Small children are not capable of understanding big words and big concepts. Keep your message simple and brief. They have short attention spans, so you will lose their attention if you drone on and on. Say what you need to say in a few brief sentences that a child can understand. Avoid big words and anything that is going to cause them to be confused about the issue.

4. Listen when they speak.

When you are getting on a child’s level to communicate, it should not be a one way street or it will just be preaching to them. Allow time for the child to respond to your words, to converse, and to actually listen intently to what they are saying. Remember that your ability to express yourself verbally is much greater than that child’s. Be understanding of the message they are trying to convey, as it may be the only way they know how to say it.

5. Use “I” statements and encourage the child to as well.
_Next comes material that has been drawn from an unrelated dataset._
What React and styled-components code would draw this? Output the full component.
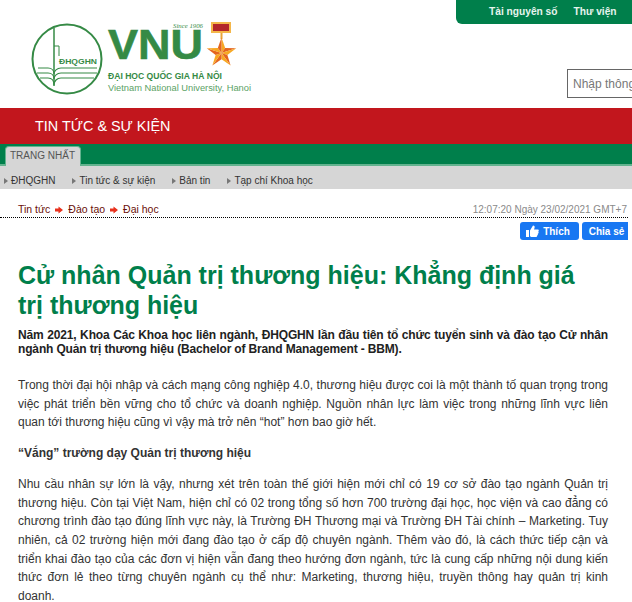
import React from "react";
import styled, { createGlobalStyle } from "styled-components";

const GlobalStyle = createGlobalStyle`
    html, body {
        margin: 0;
        padding: 0;
        background: white;
        overflow: hidden;
    }
    body {
        font-family: "Liberation Sans", Arial, sans-serif;
        color: #333;
    }
`;

const Page = styled.div`
    width: 632px;
    height: 602px;
    overflow: hidden;
`;

const Header = styled.header`
    height: 108px;
    position: relative;
`;

const TopLinks = styled.nav`
    position: absolute;
    top: 0;
    right: 0;
    width: 176px;
    height: 24px;
    box-sizing: border-box;
    padding: 5px 0 0 33px;
    display: flex;
    gap: 16px;
    background: #007f4b;
    border-bottom-left-radius: 6px;
`;

const TopLink = styled.a`
    font-size: 10.2px;
    font-weight: bold;
    line-height: 13px;
    color: #e6f4ee;
`;

const LogoBox = styled.div`
    padding: 20px 0 0 30px;
    width: 226px;
    height: 76px;
`;

const SearchInput = styled.input`
    position: absolute;
    left: 567px;
    top: 69px;
    width: 90px;
    height: 29px;
    box-sizing: border-box;
    padding: 0 5px;
    border: 1px solid #666;
    font: 12px "Liberation Sans", Arial, sans-serif;
    &::placeholder {
        color: #777;
        opacity: 1;
    }
`;

const RedBand = styled.div`
    height: 36px;
    box-sizing: border-box;
    padding: 10px 0 0 35px;
    background: #c2161d;
    color: #fff;
    font-size: 14.4px;
    line-height: 16px;
`;

const GreenBand = styled.div`
    height: 22px;
    box-sizing: border-box;
    padding: 2px 0 0 5px;
    background: #007f4b;
    border-bottom: 2px solid #63b38f;
`;

const Tab = styled.div`
    width: 76px;
    height: 20px;
    box-sizing: border-box;
    padding: 3px 0 0 4px;
    background: #d6d6d6;
    border: 1px solid #63b38f;
    border-bottom: none;
    border-radius: 4px 4px 0 0;
    font-size: 10px;
    line-height: 12px;
    color: #555;
`;

const SubNav = styled.nav`
    height: 23px;
    box-sizing: border-box;
    padding: 6px 0 0 4px;
    display: flex;
    gap: 17px;
    background: #d6d6d6;
`;

const SubLink = styled.a`
    display: flex;
    align-items: center;
    gap: 3px;
    font-size: 10px;
    line-height: 12px;
    color: #333;
    &::before {
        content: "";
        border-left: 4px solid #777;
        border-top: 3px solid transparent;
        border-bottom: 3px solid transparent;
    }
`;

const InfoRow = styled.div`
    margin: 8px 4px 0 0;
    height: 21px;
    box-sizing: border-box;
    padding: 0 1px 1px 18px;
    display: flex;
    justify-content: space-between;
    align-items: flex-end;
    border-bottom: 1px dotted #000;
`;

const Crumbs = styled.div`
    display: flex;
    align-items: center;
    gap: 5px;
    font-size: 10.5px;
    line-height: 13px;
    color: #6a0f08;
`;

const Stamp = styled.div`
    font-size: 10px;
    line-height: 13px;
    color: #8a8a8a;
`;

const ShareRow = styled.div`
    margin: 4px 4px 0 0;
    display: flex;
    justify-content: flex-end;
    gap: 3px;
`;

const FbButton = styled.button`
    width: ${p => p.$width}px;
    height: 18px;
    padding: ${p => p.$flat ? "0 0 0 3px" : "0 3px 0 0"};
    display: flex;
    align-items: center;
    justify-content: center;
    gap: 4px;
    border: none;
    border-radius: ${p => p.$flat ? "3px 0 0 3px" : "3px"};
    background: #1877f2;
    color: #fff;
    font: bold 10px "Liberation Sans", Arial, sans-serif;
`;

const Article = styled.article`
    padding: 21px 24px 0 18px;
`;

const Title = styled.h1`
    margin: 0;
    padding-right: 24px;
    font-size: 25px;
    line-height: 29.5px;
    font-weight: bold;
    color: #007f4b;
`;

const Lead = styled.p`
    margin: 8px 0 0;
    font-size: 12px;
    line-height: 14px;
    font-weight: bold;
    letter-spacing: -0.15px;
    text-align: justify;
    color: #222;
`;

const Body = styled.p`
    margin: ${p => p.$top}px 0 0;
    font-size: 12px;
    line-height: 18.7px;
    text-align: justify;
    color: #333;
`;

const Subhead = styled.p`
    margin: 12px 0 0;
    font-size: 12px;
    line-height: 18.7px;
    font-weight: bold;
    color: #333;
`;

const starCenter = [191.5, 33];

// outer and inner points of the medal star, walking round from the top
function starPoint(i) {
    const r = i % 2 === 0 ? 15.5 : 6.2;
    const a = -Math.PI / 2 + i * Math.PI / 5;
    return [starCenter[0] + r * Math.cos(a), starCenter[1] + r * Math.sin(a)];
}

function Logo() {
    const facets = [];
    for (let i = 0; i < 10; i++) {
        const a = starPoint(i);
        const b = starPoint(i + 1);
        facets.push(<polygon
            key={i}
            points={`${starCenter.join(",")} ${a.join(",")} ${b.join(",")}`}
            fill={i % 2 === 0 ? "#f7a823" : "#e4651f"}
        />);
    }
    return <svg width="226" height="76" viewBox="0 0 226 76">
        <g fill="none" stroke="#358a45">
            <circle cx="37" cy="39" r="34.5" strokeWidth="2" />
            <path d="M24 8V66" strokeWidth="1.5" />
            <path d="M24 26H29V36" strokeWidth="1" />
            <path d="M8 48H18C22 48 24 51 24 54C24 51 27 48 31 48H67" strokeWidth="1.2" />
            <path d="M7 53H18C22 53 24 56 24 59C24 56 27 53 31 53H67" strokeWidth="1.2" />
            <path d="M10 58H18C22 58 24 61 24 65C24 61 27 58 31 58H64" strokeWidth="1.2" />
        </g>
        <text x="29" y="44" fontFamily="Liberation Sans" fontSize="7.5" fontWeight="bold" textLength="38" lengthAdjust="spacingAndGlyphs" fill="#358a45">ĐHQGHN</text>
        <text x="143" y="7.5" fontFamily="Liberation Serif" fontSize="6" fontStyle="italic" textLength="30" lengthAdjust="spacingAndGlyphs" fill="#358a45">Since 1906</text>
        <text x="78" y="39" fontFamily="Liberation Sans" fontSize="42" fontWeight="bold" textLength="95" lengthAdjust="spacingAndGlyphs" fill="#358a45" stroke="#358a45" strokeWidth="0.6">VNU</text>
        <rect x="181" y="2" width="20" height="11" fill="#f4b74a" />
        <rect x="183" y="4" width="16" height="7" fill="#b3262a" />
        <rect x="190.5" y="13" width="2" height="6" fill="#e9a53a" />
        {facets}
        <text x="78" y="59" fontFamily="Liberation Sans" fontSize="8.5" fontWeight="bold" textLength="114" lengthAdjust="spacingAndGlyphs" fill="#358a45">ĐẠI HỌC QUỐC GIA HÀ NỘI</text>
        <text x="78" y="70.5" fontFamily="Liberation Sans" fontSize="8.5" textLength="143" lengthAdjust="spacingAndGlyphs" fill="#5aa265">Vietnam National University, Hanoi</text>
    </svg>;
}

function ThumbIcon() {
    return <svg width="13" height="12" viewBox="0 0 13 12" fill="#fff">
        <rect x="0" y="5" width="3" height="7" />
        <path d="M4 5.5L7 0.5C8.5 0.5 9 1.5 8.5 3L8 4.5H12C13 4.5 13 6 12.3 6.5C13 7.5 12.5 8.5 11.8 8.8C12.2 9.8 11.5 10.5 11 10.7C11.2 11.5 10.5 12 10 12H6C5 12 4 11.5 4 11Z" />
    </svg>;
}

function CrumbArrow() {
    return <svg width="8" height="8" viewBox="0 0 8 8" fill="#e8301c">
        <path d="M0 2.5H3.5V0.5L8 4L3.5 7.5V5.5H0Z" />
    </svg>;
}

export default function App() {
    return <Page>
        <GlobalStyle />
        <Header>
            <TopLinks>
                <TopLink>Tài nguyên số</TopLink>
                <TopLink>Thư viện</TopLink>
            </TopLinks>
            <LogoBox>
                <Logo />
            </LogoBox>
            <SearchInput placeholder="Nhập thông tin tìm kiếm" />
        </Header>
        <RedBand>TIN TỨC &amp; SỰ KIỆN</RedBand>
        <GreenBand>
            <Tab>TRANG NHẤT</Tab>
        </GreenBand>
        <SubNav>
            <SubLink>ĐHQGHN</SubLink>
            <SubLink>Tin tức &amp; sự kiện</SubLink>
            <SubLink>Bản tin</SubLink>
            <SubLink>Tạp chí Khoa học</SubLink>
        </SubNav>
        <InfoRow>
            <Crumbs>
                <span>Tin tức</span><CrumbArrow />
                <span>Đào tạo</span><CrumbArrow />
                <span>Đại học</span>
            </Crumbs>
            <Stamp>12:07:20 Ngày 23/02/2021 GMT+7</Stamp>
        </InfoRow>
        <ShareRow>
            <FbButton $width={59}><ThumbIcon />Thích</FbButton>
            <FbButton $width={46} $flat>Chia sẻ</FbButton>
        </ShareRow>
        <Article>
            <Title>Cử nhân Quản trị thương hiệu: Khẳng định giá trị thương hiệu</Title>
            <Lead>Năm 2021, Khoa Các Khoa học liên ngành, ĐHQGHN lần đầu tiên tổ chức tuyển sinh và đào tạo Cử nhân ngành Quản trị thương hiệu (Bachelor of Brand Management - BBM).</Lead>
            <Body $top={20}>Trong thời đại hội nhập và cách mạng công nghiệp 4.0, thương hiệu được coi là một thành tố quan trọng trong việc phát triển bền vững cho tổ chức và doanh nghiệp. Nguồn nhân lực làm việc trong những lĩnh vực liên quan tới thương hiệu cũng vì vậy mà trở nên “hot” hơn bao giờ hết.</Body>
            <Subhead>“Vắng” trường dạy Quản trị thương hiệu</Subhead>
            <Body $top={12}>Nhu cầu nhân sự lớn là vậy, nhưng xét trên toàn thế giới hiện mới chỉ có 19 cơ sở đào tạo ngành Quản trị thương hiệu. Còn tại Việt Nam, hiện chỉ có 02 trong tổng số hơn 700 trường đại học, học viện và cao đẳng có chương trình đào tạo đúng lĩnh vực này, là Trường ĐH Thương mại và Trường ĐH Tài chính – Marketing. Tuy nhiên, cả 02 trường hiện mới đang đào tạo ở cấp độ chuyên ngành. Thêm vào đó, là cách thức tiếp cận và triển khai đào tạo của các đơn vị hiện vẫn đang theo hướng đơn ngành, tức là cung cấp những nội dung kiến thức đơn lẻ theo từng chuyên ngành cụ thể như: Marketing, thương hiệu, truyền thông hay quản trị kinh doanh.</Body>
        </Article>
    </Page>;
}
Start your statements with “I”. If you start off by saying “you are always hitting your brother” it is not as effective as starting off by saying “I feel sad when you hit your brother”. By stating your own feelings in response to their behavior, it helps the child understand your perspective and why their behavior is not acceptable. Encourage them to use “I” statements as well, so they can express their own feelings and thoughts.

Conclusion

Yelling may seem like an easy solution when you are frustrated with your child’s behavior, but it is not an effective and long-term solution. Yelling can cause as much damage to a child as physically hitting them. The “One Ask Approach” is a softer method of parenting that can yield better results. By warning your child once, explaining the consequences if they don’t change their behavior, and following through with those consequences, you can teach your child to listen and obey without the need for yelling. Additionally, communicating with your child on their level, using a softer approach, keeping the message simple, and listening to them can help them understand their behavior issues on an emotional and intellectual level. Remember, effective parenting does not involve yelling, but rather a calm and consistent approach that teaches and guides your child.